Des gisements d’économies existent à l’hôpital
Le deuxième aspect sur lequel il est possible d’intervenir est la modération de la croissance des dépenses de santé. Celle-ci est déjà intervenue et depuis quatre à cinq ans maintenant, nos dépenses de santé globales croissent à un rythme supérieur de 1 à 1,2 % à celui du PIB en volume. Depuis cinq ans, il y a donc une modération de la croissance relative des dépenses de santé par rapport au PIB et il faut continuer dans ce sens. Des gains d’efficience peuvent encore être réalisés au niveau du fonctionnement du système hospitalier et des investissements doivent probablement être consentis dans les soins primaires pour freiner la montée en puissance des pathologies chroniques telles que diabète, hypertension et cancer. Il s’agit notamment d’investissements dans l’organisation, dans l’éducation thérapeutique du patient et dans l’établissement de protocoles de suivi de pathologies chroniques. Au départ, il faut donc investir et probablement dépenser plus d’argent pour suivre les patients, parce que ceux-ci vont être suivis plus régulièrement que d’habitude. Prenons l’exemple du diabète pour lequel la mesure de l’hémoglobine glyquée doit être réalisée quatre fois par an. La moyenne de ce suivi chez les patients diabétiques est actuellement de deux par an. Si vous faites une surveillance correcte de cette mesure chez vos patients diabétiques, tout le monde va passer à quatre examens par an au lieu de deux. De la même manière, il y a quatre ou cinq ans, moins de 50 % des patients diabétiques subissaient un examen ophtalmologique chaque année pour dépister d’éventuelles rétinopathies. Sachant qu’il y a environ deux millions de diabétiques en France, ce sont un million de consultations d’ophtalmologie supplémentaires qui seront réalisées chaque année. Cette protocolisation de la prise en charge des pathologies chroniques peut donc conduire à un moment donné à un renchérissement du coût de leur prise en charge. Mais il sera possible à terme de toucher les dividendes de cet investissement dans les bonnes pratiques et la rentabilité de ces investissements peut tout à fait être évaluée.
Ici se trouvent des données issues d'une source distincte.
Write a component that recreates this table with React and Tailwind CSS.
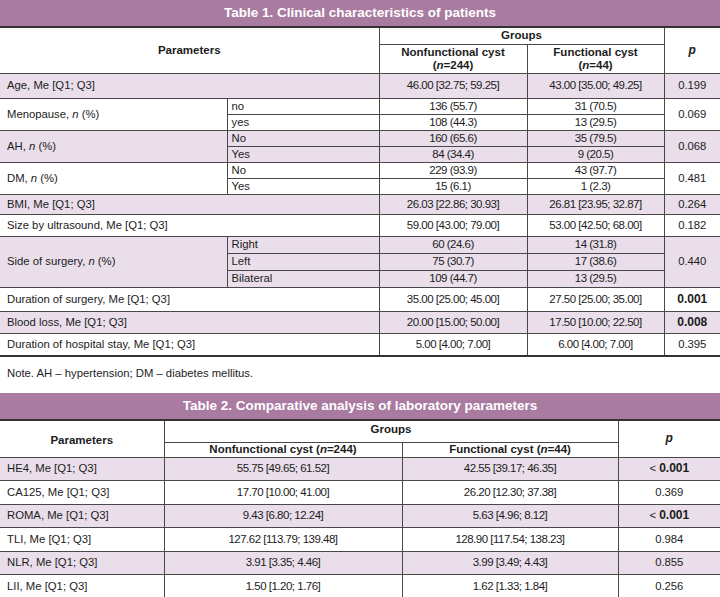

La recherche d’une meilleure organisation des soins de premier recours que j’ai déjà mentionné précédemment est aussi essentielle. Je suis assez convaincu que l’hôpital français reste encore un poste de gains. Comparativement à d’autres pays, la France a beaucoup recours à l’hôpital et on peut donc encore gagner sur le fonctionnement du système hospitalier. Mais on ne gagnera sur le fonctionnement du système hospitalier qu’à condition d’avoir suffisamment investi en amont pour freiner ce recours à l’hébergement. On peut aussi espérer qu’un certain nombre d’innovations technologiques en matière de diagnostic ou de traitement permette de délivrer des traitements efficaces sans hospitalisation ou en raccourcissant la durée. C’est déjà le cas avec le développement de la chirurgie ambulatoire, mais la France est un peu en retard pour recueillir les effets des innovations technologiques en faveur d’un raccourcissement de la durée des séjours à l’hôpital.